I've been playing computer games for almost as long as they have existed. From Pong to the present day, I've played games just about every day of my life. You might think that that makes me a hard-core gamer, but actually, I'm not. I'm a casual gamer. If that sounds like a damning admission from a professional game designer, think again; there are a lot more casual gamers out there than core gamers, and it behooves us to understand what they want from a game.

The core game market is saturated. There are too many products competing for the core gamer's attention, and it's no wonder a lot of game companies that once seemed like sure things are now in trouble. The publishers are starting to looking beyond their traditional audiences to new ones: casual gamers. So what's a casual gamer?
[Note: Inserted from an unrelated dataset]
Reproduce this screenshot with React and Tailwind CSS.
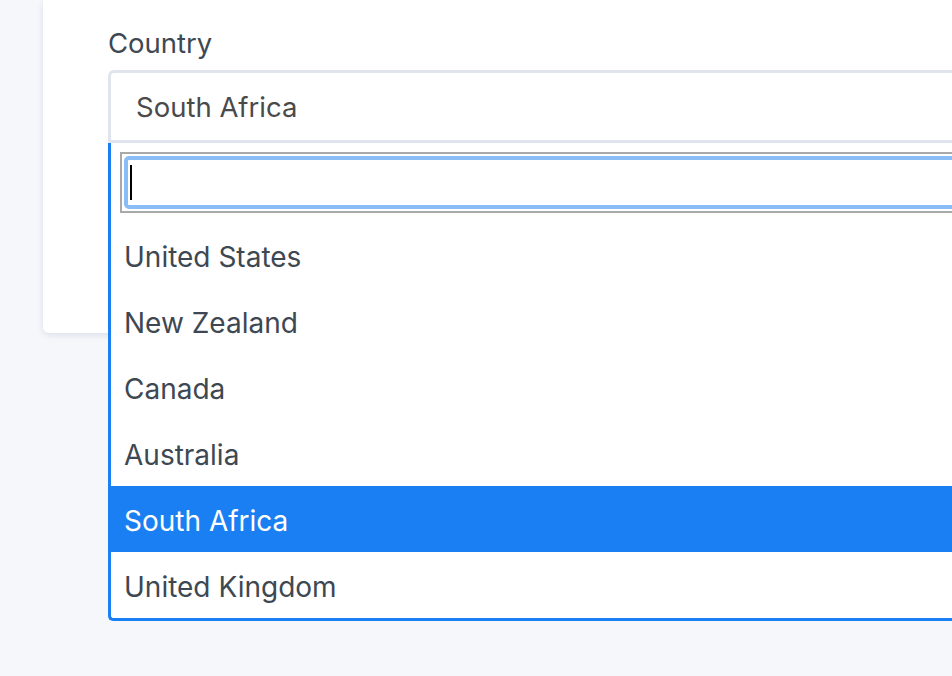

Before we get into it, I'm going to apologize for even bringing the subject up. A great deal of the trouble in the world today is caused by an insistence on finding simple answers to complex problems, or on seeing complex mechanisms as simple ones. You can divide any conceptual space into two by choosing some binary distinction and saying everything on the left is of type A, while everything on the right is of type B. That doesn't guarantee that the distinction is meaningful or serves to solve a problem. As often as not, dividing things into two and labeling them does nothing but obscure a more important underlying truth.

So by dividing gamers into "core" and "casual," I know I'm creating a phony dichotomy. In reality, there are as many types of gamer as there are gamers. But I'm going to talk about it anyway, not because I think it's accurate, but because it has become part of the publisher's mental model of the market during the past year or so. I have sat in on any number of design discussions where ideas were dismissed as being "too core" or "too casual." This distinction is now firmly fixed in the marketing mind, so as designers, we're stuck with it. If we're going to use it, we'd better think about what we mean.
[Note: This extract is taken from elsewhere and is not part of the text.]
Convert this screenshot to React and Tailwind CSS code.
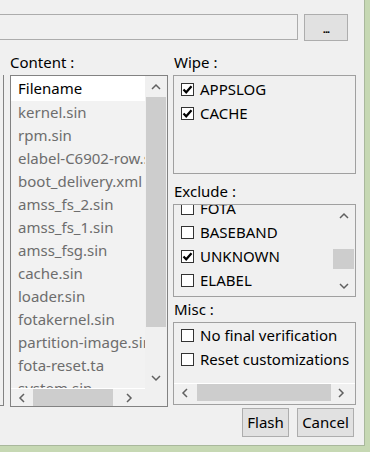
import React from 'react'

const Chevron = ({ dir }) => {
  const pts = {
    up: '1,6 5,2 9,6',
    down: '1,2 5,6 9,2',
    left: '6,1 2,5 6,9',
    right: '2,1 6,5 2,9',
  }[dir]
  const w = dir === 'up' || dir === 'down' ? 10 : 8
  const h = dir === 'up' || dir === 'down' ? 8 : 10
  return (
    <svg width={w} height={h} viewBox={`0 0 ${w} ${h}`}>
      <polyline points={pts} fill="none" stroke="#606060" strokeWidth="1.5" />
    </svg>
  )
}

const Check = ({ checked, label }) => (
  <div className="h-[24px] flex items-center pl-[7px] whitespace-nowrap">
    <span className="w-[13px] h-[13px] shrink-0 border border-[#333333] bg-white flex items-center justify-center">
      {checked && (
        <svg width="11" height="11" viewBox="0 0 11 11">
          <path d="M1.5 5.5 L4.2 8.3 L9.5 2.2" fill="none" stroke="#000" strokeWidth="2.2" />
        </svg>
      )}
    </span>
    <span className="ml-[6px] text-black">{label}</span>
  </div>
)

const files = [
  'kernel.sin',
  'rpm.sin',
  'elabel-C6902-row.sin',
  'boot_delivery.xml',
  'amss_fs_2.sin',
  'amss_fs_1.sin',
  'amss_fsg.sin',
  'cache.sin',
  'loader.sin',
  'fotakernel.sin',
  'partition-image.sin',
  'fota-reset.ta',
  'system.sin',
]

const App = () => {
  return (
    <div
      className="w-[370px] h-[452px] bg-[#c6d8b3] overflow-hidden text-[15px]"
      style={{ fontFamily: '"Noto Sans", "Open Sans", sans-serif' }}
    >
      <div className="w-[365px] h-[446px] bg-[#f0f0f0] border-r border-b border-[#a9b89c] flex flex-col">
        {/* Path row */}
        <div className="h-[40px] pt-[14px] flex items-start shrink-0">
          <div className="w-[298px] h-[26px] border-t border-b border-r border-[#acacac]" />
          <button className="ml-[6px] w-[44px] h-[27px] border border-[#adadad] bg-[#e1e1e1] flex items-center justify-center">
            <span className="text-[11px] font-bold leading-none pt-[1px] tracking-[-1px]">...</span>
          </button>
        </div>

        <div className="flex items-start">
          {/* Partial left list */}
          <div className="mt-[35px] w-[4px] h-[331px] border-r border-b border-[#828282] shrink-0" />

          {/* Content */}
          <div className="ml-[6px] w-[158px] shrink-0 flex flex-col">
            <div className="h-[35px] pt-[12px] leading-[20px] text-black">Content :</div>
            <div className="h-[332px] border border-[#828282] flex flex-col">
              <div className="h-[312px] flex">
                <div className="w-[134px] overflow-hidden bg-[#f2f2f2] whitespace-nowrap">
                  <div className="h-[25px] leading-[25px] bg-white pl-[7px] text-black">Filename</div>
                  {files.map((f) => (
                    <div key={f} className="h-[23px] leading-[23px] pl-[7px] text-[#6d6d6d]">
                      {f}
                    </div>
                  ))}
                </div>
                <div className="w-[22px] flex flex-col">
                  <div className="h-[21px] flex items-center justify-center">
                    <Chevron dir="up" />
                  </div>
                  <div className="h-[230px] mx-[1px] bg-[#cdcdcd]" />
                  <div className="flex-1" />
                  <div className="h-[21px] flex items-center justify-center">
                    <Chevron dir="down" />
                  </div>
                </div>
              </div>
              <div className="flex-1 flex">
                <div className="w-[134px] border-t border-white flex items-stretch">
                  <div className="w-[22px] flex items-center justify-center">
                    <Chevron dir="left" />
                  </div>
                  <div className="w-[80px] bg-[#cdcdcd]" />
                  <div className="flex-1 flex items-center justify-center">
                    <Chevron dir="right" />
                  </div>
                </div>
              </div>
            </div>
          </div>

          {/* Options */}
          <div className="ml-[5px] w-[183px] shrink-0 flex flex-col">
            <div className="h-[35px] pt-[12px] pl-[1px] leading-[20px] text-black">Wipe :</div>
            <div className="h-[99px] border border-[#a0a0a0] pt-[1px]">
              <Check checked label="APPSLOG" />
              <Check checked label="CACHE" />
            </div>

            <div className="h-[30px] pt-[7px] pl-[1px] leading-[20px] text-black">Exclude :</div>
            <div className="h-[93px] border border-[#a0a0a0] flex">
              <div className="flex-1 overflow-hidden">
                <div className="-mt-[9px]">
                  <Check label="FOTA" />
                  <Check label="BASEBAND" />
                  <Check checked label="UNKNOWN" />
                  <Check label="ELABEL" />
                </div>
              </div>
              <div className="w-[21px] mr-[1px] flex flex-col">
                <div className="h-[21px] flex items-center justify-center">
                  <Chevron dir="up" />
                </div>
                <div className="h-[23px]" />
                <div className="h-[20px] bg-[#cdcdcd]" />
                <div className="flex-1" />
                <div className="h-[21px] flex items-center justify-center">
                  <Chevron dir="down" />
                </div>
              </div>
            </div>

            <div className="h-[25px] pt-[2px] pl-[1px] leading-[20px] text-black">Misc :</div>
            <div className="h-[83px] border border-[#a0a0a0] flex flex-col">
              <Check label="No final verification" />
              <Check label="Reset customizations" />
              <div className="flex-1" />
              <div className="h-[18px] border-t border-white flex items-stretch">
                <div className="w-[22px] flex items-center justify-center">
                  <Chevron dir="left" />
                </div>
                <div className="ml-[1px] w-[134px] bg-[#cdcdcd]" />
                <div className="w-[20px] flex items-center justify-center">
                  <Chevron dir="right" />
                </div>
              </div>
              <div className="h-[3px]" />
            </div>

            <div className="mt-[3px] flex justify-end gap-[8px] pr-[2px]">
              <button className="w-[47px] h-[29px] border border-[#adadad] bg-[#e1e1e1] text-black leading-none">
                Flash
              </button>
              <button className="w-[57px] h-[29px] border border-[#adadad] bg-[#e1e1e1] text-black leading-none">
                Cancel
              </button>
            </div>
          </div>
        </div>
      </div>
    </div>
  )
}

export default App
To start with, let's look at core gamers. What characterizes a core gamer? Well, they play games a lot. A lot. For core gamers, game software is their favorite entertainment medium, surpassing television and the movies. Core gamers spend a great deal of their leisure time playing games, and if they're not playing, they're reading magazines about games, surfing the web for information on games, or hanging around the game store. They write walkthroughs and build websites devoted to their favorite games. They discuss them on bulletin boards. It goes on and on.

For core gamers, playing games is more than light entertainment. It's a hobby, and it requires dedication. A good analogy from the non-game world is building and flying model airplanes. In addition to the time you spend actually flying the airplanes, there's a lot of time spent on building them, obtaining plans and parts for them, and getting together with other modeling buffs. Core gamers and airplane modelers also spend a lot of money on their hobbies - much more than people spend on the occasional trip to the movies or the video store. They're not only spending their leisure time, they're also spending a lot of their leisure dollars.

The casual gamer is not prepared to spend that much time or money on it. The casual gamer wants to play games the same way she watches TV or reads a book: sit down, do it for a while, then stop and do something else. She doesn't want games to consume her life, she wants them to entertain her for a while.

This distinction is not new. Everyone knows casual gamers spend less time on games than core gamers do. But there's a more important difference, and it has to do with why we play, and what we want to get out of the experience. It has signficant implications for game design.

The core gamer plays for the exhilaration of defeating the game. The core gamer is much more tolerant of frustration, because what the core gamer wants is a sense of having achieved something, having overcome an obstacle. The greater the obstacle, the greater the sense of achievement. The core gamer is engaged in a competition - with himself, with the game, with other gamers. A core gamer wants a sense of reward and "bragging rights" from having beaten the game. In this respect he has a lot in common with athletes, particularly of the track and field variety. Most athletes won't tell you that what they do is "fun." It's not. It's grueling, exhausting, often painful. It's also very repetitive. The joy comes from winning.